Humvee crash kills Raleigh man in Iraq

Staff Sgt. Jeremy Alexander Brown This article appeared in the Charleston Gazette on June, 6, 2005.

By CHARLES SHUMAKER

As Staff Sgt. Jeremy Alexander Brown was preparing to leave for his second tour of duty in Iraq, he told his mother that he had a responsibility to the younger soldiers who would see war for the first time.

Brown, 26, of Mabscott, died Sunday when the Humvee he was riding in flipped over near Mosul.

He may have been talking about soldiers just eight years younger, but Brown came across as a seasoned war veteran with life-saving wartime lessons to teach, Teresa Brown recalled Tuesday evening.

She said her son was riding in the gunner's position on the Humvee Sunday and was killed instantly when it rolled on top of him and crushed him.

"We don't know how it flipped," Teresa Brown said. "Everyone says that a staff sergeant isn't supposed to be a gunner but [Jeremy] would have taken over any job and done it if his men were sick or injured."

Jeremy Brown's body will be returned to Raleigh County for burial, his mother said. A date for his funeral service has not been set. Blue Ridge Funeral Home in Beckley is in charge of arrangements.

Brown was a soldier from the 3rd Armored Cavalry Regiment based in Fort Carson, Colo. He was assigned to the 66th Military Intelligence Company.

He was in Iraq for most of 2003 and part of 2004, then came back to the U.S. for a year. He returned to Iraq in February of this year.

Brown's mother said he would have left the military in October 2006. She tried to get him not to go back. But he told her he had an important job to do.

"He said, 'I have to go. I have to,'" she said. "He said, 'Mom, I don't know if you realize this or not, but there are 18- and 19-year-old kids who are going to be scared. I'm a veteran. Imagine if that was me [at that age].'"

As strongly as Jeremy Brown wanted to join the military as a teenager fresh out of Woodrow Wilson High School, he wanted to leave it next year to be a dad, according to his family.

He met his wife, Rosemary, also an Iraq veteran, in Korea. They were married in January 2003, just before Jeremy began his first tour in Iraq. Tuesday was the day the couple was supposed to close on their new home in Fredericksburg, Va.

His son from a previous relationship lives in Ohio with his mother. Seth Alexander Brown shares his father's and grandfather's middle name.

Army officials visited Teresa's home Monday morning to deliver the news as family was gathering for Independence Day events.
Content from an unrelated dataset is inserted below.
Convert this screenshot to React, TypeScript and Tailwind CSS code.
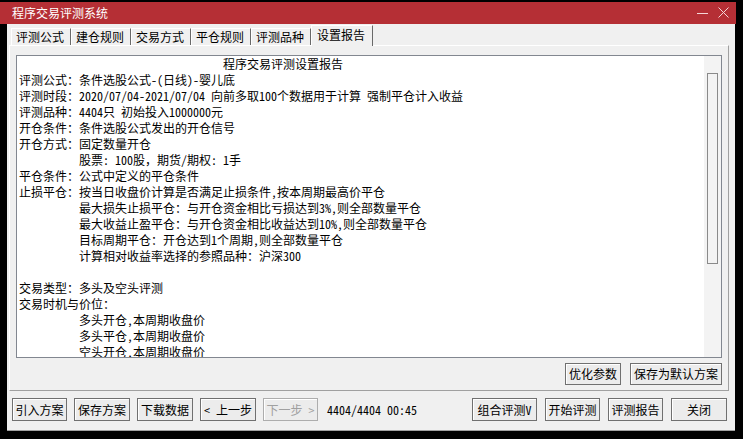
import React from 'react';

const reportLines: { indent: string; text: string }[] = [
  { indent: 'pl-[204px]', text: '程序交易评测设置报告' },
  { indent: '', text: '评测公式：条件选股公式-(日线)-婴儿底' },
  { indent: '', text: '评测时段：2020/07/04-2021/07/04 向前多取100个数据用于计算 强制平仓计入收益' },
  { indent: '', text: '评测品种：4404只 初始投入1000000元' },
  { indent: '', text: '开仓条件：条件选股公式发出的开仓信号' },
  { indent: '', text: '开仓方式：固定数量开仓' },
  { indent: 'pl-[60px]', text: '股票: 100股，期货/期权: 1手' },
  { indent: '', text: '平仓条件：公式中定义的平仓条件' },
  { indent: '', text: '止损平仓：按当日收盘价计算是否满足止损条件,按本周期最高价平仓' },
  { indent: 'pl-[60px]', text: '最大损失止损平仓：与开仓资金相比亏损达到3%,则全部数量平仓' },
  { indent: 'pl-[60px]', text: '最大收益止盈平仓：与开仓资金相比收益达到10%,则全部数量平仓' },
  { indent: 'pl-[60px]', text: '目标周期平仓：开仓达到1个周期,则全部数量平仓' },
  { indent: 'pl-[60px]', text: '计算相对收益率选择的参照品种：沪深300' },
  { indent: '', text: '' },
  { indent: '', text: '交易类型：多头及空头评测' },
  { indent: '', text: '交易时机与价位：' },
  { indent: 'pl-[60px]', text: '多头开仓,本周期收盘价' },
  { indent: 'pl-[60px]', text: '多头平仓,本周期收盘价' },
  { indent: 'pl-[60px]', text: '空头开仓,本周期收盘价' },
];

const tabs = ['评测公式', '建仓规则', '交易方式', '平仓规则', '评测品种', '设置报告'];

function Btn({ label, w, disabled }: { label: string; w: string; disabled?: boolean }) {
  return (
    <div
      className={`${w} h-full flex items-center justify-center border ${
        disabled ? 'border-[#adadad] text-[#a0a0a0]' : 'border-[#707070] text-black'
      } bg-[#ececec] shadow-[inset_1px_1px_0_#ffffff]`}
    >
      {label}
    </div>
  );
}

export default function App() {
  return (
    <div className="w-[743px] h-[439px] bg-black overflow-hidden text-[12px] leading-none font-[family-name:'Noto_Sans_Mono_CJK_SC','Noto_Sans_CJK_SC',sans-serif]">
      {/* title bar */}
      <div className="mt-[2px] w-[736px] h-[22px] bg-[#b52f35] flex items-center pl-[12px] text-white">
        <span>程序交易评测系统</span>
        <div className="ml-auto flex items-center gap-[9px] pr-[6px]">
          <svg width="12" height="12" viewBox="0 0 12 12">
            <line x1="0" y1="6.5" x2="11" y2="6.5" stroke="#f4d6d7" strokeWidth="1" />
          </svg>
          <svg width="12" height="12" viewBox="0 0 12 12">
            <line x1="0.5" y1="0.5" x2="10.5" y2="10.5" stroke="#f4d6d7" strokeWidth="1" />
            <line x1="10.5" y1="0.5" x2="0.5" y2="10.5" stroke="#f4d6d7" strokeWidth="1" />
          </svg>
        </div>
      </div>

      {/* window body */}
      <div className="ml-[7px] w-[728px] h-[407px] bg-[#f0f0f0] flex flex-col border-b border-[#a0a0a0]">
        {/* tabs */}
        <div className="h-[21px] flex items-end pl-[4px] relative z-10">
          {tabs.map((t, i) => {
            const active = i === tabs.length - 1;
            return (
              <div
                key={t}
                className={`${
                  active ? 'h-[21px] w-[62px] -mb-[1px] pl-[5px] pt-[3px]' : 'h-[17px] w-[60px] pl-[4px] pt-[2px]'
                } bg-[#f0f0f0] border-l border-t border-white border-r border-r-[#696969] text-black`}
              >
                {t}
              </div>
            );
          })}
        </div>

        {/* tab panel */}
        <div className="ml-[2px] w-[720px] h-[346px] border-t border-l border-white border-r border-b border-r-[#a0a0a0] border-b-[#a0a0a0] flex flex-col pl-[6px] pt-[9px]">
          <div className="w-[706px] h-[303px] border border-[#828790] bg-white flex">
            <div className="flex-1 overflow-hidden pl-[2px] text-black">
              {reportLines.map((l, i) => (
                <div key={i} className={`h-[16px] leading-[16px] whitespace-pre ${l.indent}`}>
                  {l.text}
                </div>
              ))}
            </div>
            <div className="w-[17px] h-full bg-[#f3f3f3] pt-[17px] pl-[3px]">
              <div className="w-[11px] h-[191px] border border-[#8a8a8a] bg-[#f3f3f3]" />
            </div>
          </div>
          <div className="w-[706px] h-[22px] mt-[5px] flex justify-end gap-[9px]">
            <Btn label="优化参数" w="w-[56px]" />
            <Btn label="保存为默认方案" w="w-[92px]" />
          </div>
        </div>

        {/* bottom bar */}
        <div className="h-[23px] mt-[7px] flex items-center pl-[5px] pr-[8px]">
          <div className="h-full flex gap-[7px]">
            <Btn label="引入方案" w="w-[55px]" />
            <Btn label="保存方案" w="w-[56px]" />
            <Btn label="下载数据" w="w-[56px]" />
            <Btn label="< 上一步" w="w-[56px]" />
            <Btn label="下一步 >" w="w-[55px]" disabled />
          </div>
          <span className="ml-[9px] whitespace-pre text-black">4404/4404 00:45</span>
          <div className="ml-auto h-full flex gap-[8px]">
            <Btn label="组合评测V" w="w-[65px]" />
            <Btn label="开始评测" w="w-[55px]" />
            <Btn label="评测报告" w="w-[55px]" />
            <Btn label="关闭" w="w-[56px]" />
          </div>
        </div>
      </div>
    </div>
  );
}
The Fourth of July is changed forever, she said.

"It will always be different," she said. "It was shocking ... one of those things you never want to deal with."

She said she was comforted to know he didn't suffer.

"He would have never wanted to be captured or shot. Or come back home missing limbs," she said.

Jeremy had two brothers. His twin, Jason, is four minutes older but admits his younger sibling was first to do everything. A friend's father, an Army recruiter, courted them both.

"He knew [the Army] wasn't for me," Jason Brown said of his brother. "But for [Jeremy], that's pretty much him. If he felt like something needed to be done, he just jumped on it and did it."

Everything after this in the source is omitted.